Now, we can simplify the expression even further by adding an assumption. Let’s assume that we want the hash collision probability $p$ to be very small, to the extent where $n\gg k$ , so $\frac{k}{n}\approx 0$ .

We can then apply the Taylor Series to obtain a first-order approximation of the right-hand side. We will include two terms in the series as there will be a cancellation of the most significant term.

$\ln\left(1-p\right)\approx-\left(n-k+\frac{1}{2}\right)\left(\frac{k}{n}+\frac{k^2}{2n^2}\right)-k$

Expanding the right-hand side and ignoring the terms in $\frac{1}{n^2}$ :

$\ln\left(1-p\right)\approx\frac{-k(k-1)}{2n}$

Rearranging, we can now solve for $n$ :

$n\approx\frac{-k(k-1)}{2\ln\left(1-p\right)}$

If $p$ is very small, we can simplify this one step further:

$n\approx\frac{k(k-1)}{2p}$

observations

This is a remarkably simple result, and we can make the following observations:

$n$ scales with $k^2$ and $\frac{1}{p}$ .
$\frac{k(k-1)}{2}$ is $k\choose 2$ , or the $(k-1)$ th triangular number.

Let’s get a physical intuition of these figures:

$\frac{1}{p}$ is the mean number of hashes for 1 collision to occur.
$k\choose 2$ is the number of ways to choose any 2 users out of all the users.
If $n$ is large enough and $p$ is small enough, we can assume that the likelihood of 3 or more users having the same hash is negligible, when compared to just 2 users having the same hash.

Thus, under these assumptions, the probability of a collision is just the number of ways to choose any 2 users divided by the number of possible hash outputs.

conclusion

What does this mean for us when setting up a hashing scheme? Well, several things.
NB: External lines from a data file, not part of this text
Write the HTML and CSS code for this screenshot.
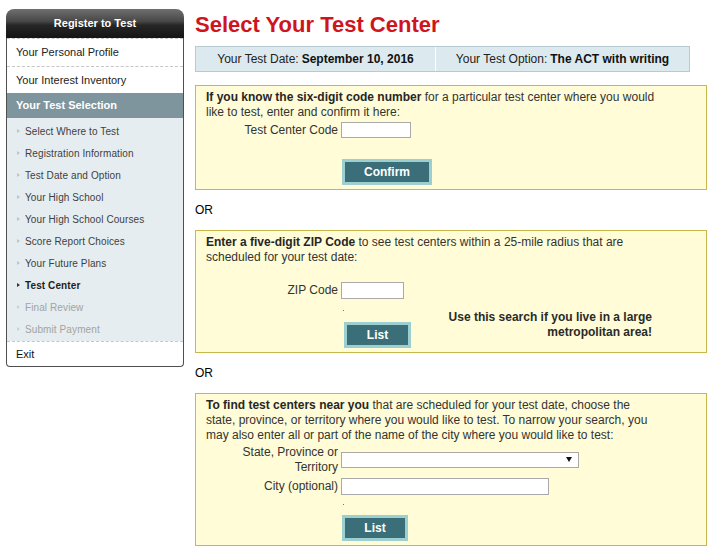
FILE: index.html
```html
<!DOCTYPE html>
<html lang="en">
<head>
<meta charset="utf-8">
<title>Select Your Test Center</title>
<link rel="stylesheet" href="styles.css">
</head>
<body>
<div class="page">
  <nav class="sidebar">
    <div class="side-head">Register to Test</div>
    <div class="side-body">
      <a class="side-item first">Your Personal Profile</a>
      <a class="side-item">Your Interest Inventory</a>
      <div class="side-current">Your Test Selection</div>
      <ul class="steps">
        <li>Select Where to Test</li>
        <li>Registration Information</li>
        <li>Test Date and Option</li>
        <li>Your High School</li>
        <li>Your High School Courses</li>
        <li>Score Report Choices</li>
        <li>Your Future Plans</li>
        <li class="active">Test Center</li>
        <li class="disabled">Final Review</li>
        <li class="disabled">Submit Payment</li>
      </ul>
      <a class="side-item exit">Exit</a>
    </div>
  </nav>

  <main class="main">
    <h1 class="title">Select Your Test Center</h1>

    <div class="info">
      <div class="info-cell date">Your Test Date: <b>September 10, 2016</b></div>
      <div class="info-cell option">Your Test Option: <b>The ACT with writing</b></div>
    </div>

    <section class="box box-code">
      <p class="intro"><b>If you know the six-digit code number</b> for a particular test center where you would like to test, enter and confirm it here:</p>
      <div class="frow">
        <label class="flabel" for="code">Test Center Code</label>
        <input id="code" class="field field-code" type="text">
      </div>
      <button class="btn btn-confirm" type="button">Confirm</button>
    </section>

    <div class="or">OR</div>

    <section class="box box-zip">
      <p class="intro"><b>Enter a five-digit ZIP Code</b> to see test centers within a 25-mile radius that are scheduled for your test date:</p>
      <div class="frow zip-row">
        <label class="flabel" for="zip">ZIP Code</label>
        <input id="zip" class="field field-zip" type="text">
      </div>
      <div class="listrow">
        <div class="actions">
          <div class="dotline dotline-zip"><span class="dot"></span></div>
          <button class="btn btn-list btn-list-zip" type="button">List</button>
        </div>
        <p class="note">Use this search if you live in a large metropolitan area!</p>
      </div>
    </section>

    <div class="or">OR</div>

    <section class="box box-state">
      <p class="intro"><b>To find test centers near you</b> that are scheduled for your test date, choose the state, province, or territory where you would like to test. To narrow your search, you may also enter all or part of the name of the city where you would like to test:</p>
      <div class="frow state-row">
        <label class="flabel" for="state">State, Province or Territory</label>
        <span class="selectwrap"><select id="state" class="field field-state"><option></option></select></span>
      </div>
      <div class="frow city-row">
        <label class="flabel" for="city">City (optional)</label>
        <input id="city" class="field field-city" type="text">
      </div>
      <div class="actions">
        <div class="dotline dotline-state"><span class="dot"></span></div>
        <button class="btn btn-list" type="button">List</button>
      </div>
    </section>
  </main>
</div>
</body>
</html>
```

FILE: styles.css
```css
* {
  box-sizing: border-box;
}

body {
  margin: 0;
  background: #ffffff;
  color: #333333;
  font-family: "Liberation Sans", Arial, sans-serif;
  font-size: 12px;
}

.page {
  display: flex;
  align-items: flex-start;
  padding-left: 6px;
}

/* ---------- Sidebar ---------- */

.sidebar {
  width: 178px;
  margin-top: 9px;
  flex: none;
}

.side-head {
  height: 29px;
  line-height: 29px;
  border-radius: 8px 8px 0 0;
  background: linear-gradient(#6f6f6f 0%, #484848 42%, #262626 56%, #151515 100%);
  color: #ffffff;
  font-size: 11px;
  font-weight: bold;
  text-align: center;
}

.side-body {
  border: 1px solid #4f4f4f;
  border-top: none;
  border-radius: 0 0 4px 4px;
  background: #ffffff;
  overflow: hidden;
}

.side-item {
  display: block;
  padding-left: 9px;
  border-top: 1px dashed #c6c6c6;
  color: #222222;
  font-size: 11px;
  line-height: 26px;
}

.side-item.first {
  line-height: 27px;
}

.side-item.exit {
  line-height: 24px;
  color: #111111;
}

.side-current {
  height: 25px;
  line-height: 25px;
  padding-left: 9px;
  background: #7f959e;
  color: #ffffff;
  font-size: 11px;
  font-weight: bold;
}

.steps {
  margin: 0;
  padding: 2px 0 1px;
  list-style: none;
  background: #e5edf0;
}

.steps li {
  display: flex;
  align-items: center;
  height: 22px;
  padding-left: 10px;
  color: #3f3f3f;
  font-size: 10px;
  letter-spacing: 0.1px;
}

.steps li::before {
  content: "";
  width: 0;
  height: 0;
  margin-right: 5px;
  border-left: 3px solid #c2c2c2;
  border-top: 2.5px solid transparent;
  border-bottom: 2.5px solid transparent;
}

.steps li.active {
  color: #1e1e1e;
  font-weight: bold;
}

.steps li.active::before {
  border-left-color: #333333;
}

.steps li.disabled {
  color: #a3a3a3;
}

.steps li.disabled::before {
  border-left-color: #d0d0d0;
}

/* ---------- Main ---------- */

.main {
  width: 512px;
  margin-left: 11px;
}

.title {
  margin: 12px 0 0;
  color: #d0141e;
  font-size: 22px;
  font-weight: bold;
  line-height: 26px;
}

.info {
  display: flex;
  width: 495px;
  height: 26px;
  margin-top: 8px;
  border: 1px solid #b9c9d1;
  background: #dce9ef;
  color: #222222;
}

.info-cell {
  display: flex;
  align-items: center;
  justify-content: center;
}

.info-cell b {
  margin-left: 3px;
  color: #111111;
}

.info-cell.date {
  width: 240px;
  border-right: 1px solid #ffffff;
}

.info-cell.option {
  flex: 1;
}

.box {
  padding: 4px 10px 4px;
  border: 1px solid #c8b84c;
  background: #fffcd7;
}

.box-code {
  margin-top: 13px;
}

.intro {
  max-width: 456px;
  margin: 0;
  line-height: 15px;
}

.intro b {
  color: #262626;
}

.frow {
  display: flex;
  align-items: center;
  min-height: 20px;
}

.flabel {
  width: 132px;
  margin-right: 3px;
  flex: none;
  text-align: right;
  line-height: 15px;
}

.field {
  display: block;
  margin: 0;
  padding: 0 2px;
  border: 1px solid #a9a9a9;
  border-radius: 0;
  background: #ffffff;
  font: 12px "Liberation Sans", Arial, sans-serif;
}

.field-code {
  width: 70px;
  height: 16px;
}

.field-zip {
  width: 63px;
  height: 17px;
}

.field-city {
  width: 208px;
  height: 17px;
}

.field-state {
  width: 238px;
  height: 16px;
  appearance: none;
  -webkit-appearance: none;
}

.selectwrap {
  position: relative;
  display: block;
}

.selectwrap::after {
  content: "";
  position: absolute;
  right: 7px;
  top: 5px;
  border-left: 3px solid transparent;
  border-right: 3px solid transparent;
  border-top: 5px solid #111111;
}

.zip-row {
  margin-top: 15px;
}

.state-row {
  margin-top: 2px;
}

.city-row {
  margin-top: 1px;
}

.btn {
  display: block;
  height: 26px;
  margin: 0;
  padding: 0;
  border: 3px solid #9dcfd0;
  background: #3a6f79;
  color: #ffffff;
  font: bold 12px "Liberation Sans", Arial, sans-serif;
  cursor: pointer;
}

.btn-confirm {
  width: 90px;
  margin: 19px 0 0 136px;
}

.btn-list {
  width: 66px;
}

.btn-list-zip {
  margin-left: 2px;
  width: 67px;
}

.or {
  margin: 13px 0 12px;
  color: #000000;
  line-height: 15px;
}

.listrow {
  display: flex;
  align-items: flex-start;
  width: 456px;
}

.actions {
  margin-left: 136px;
}

.dotline {
  padding-top: 10px;
  padding-left: 1px;
}

.dotline-zip {
  height: 22px;
}

.dotline-state {
  height: 19px;
  padding-top: 8px;
}

.dot {
  display: block;
  width: 1px;
  height: 1px;
  background: #777777;
}

.note {
  width: 210px;
  margin: 10px 10px 0 auto;
  color: #2a2a2a;
  font-weight: bold;
  line-height: 15px;
  text-align: right;
}
```
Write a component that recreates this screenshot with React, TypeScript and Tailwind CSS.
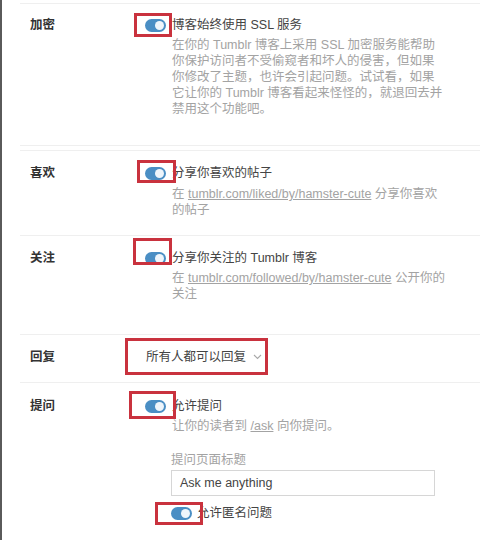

We can obtain the required number of digits as $\left\lceil\log_{10}n\right\rceil$ .
Notice that we made no assumptions on the radix in our calculations. Instead of base 10, we can use any other base. E.g. base 16 for hex, base 36 for alphanumeric, base 62 for case-sensitive alphanumeric.
If we can include a token that splits the domain by a factor of $q$ , the required co-domain size is reduced by a factor of approximately $q^2$ . As such, it is best to include as many of such tokens as possible, while being careful to avoid exposing any sensitive keys.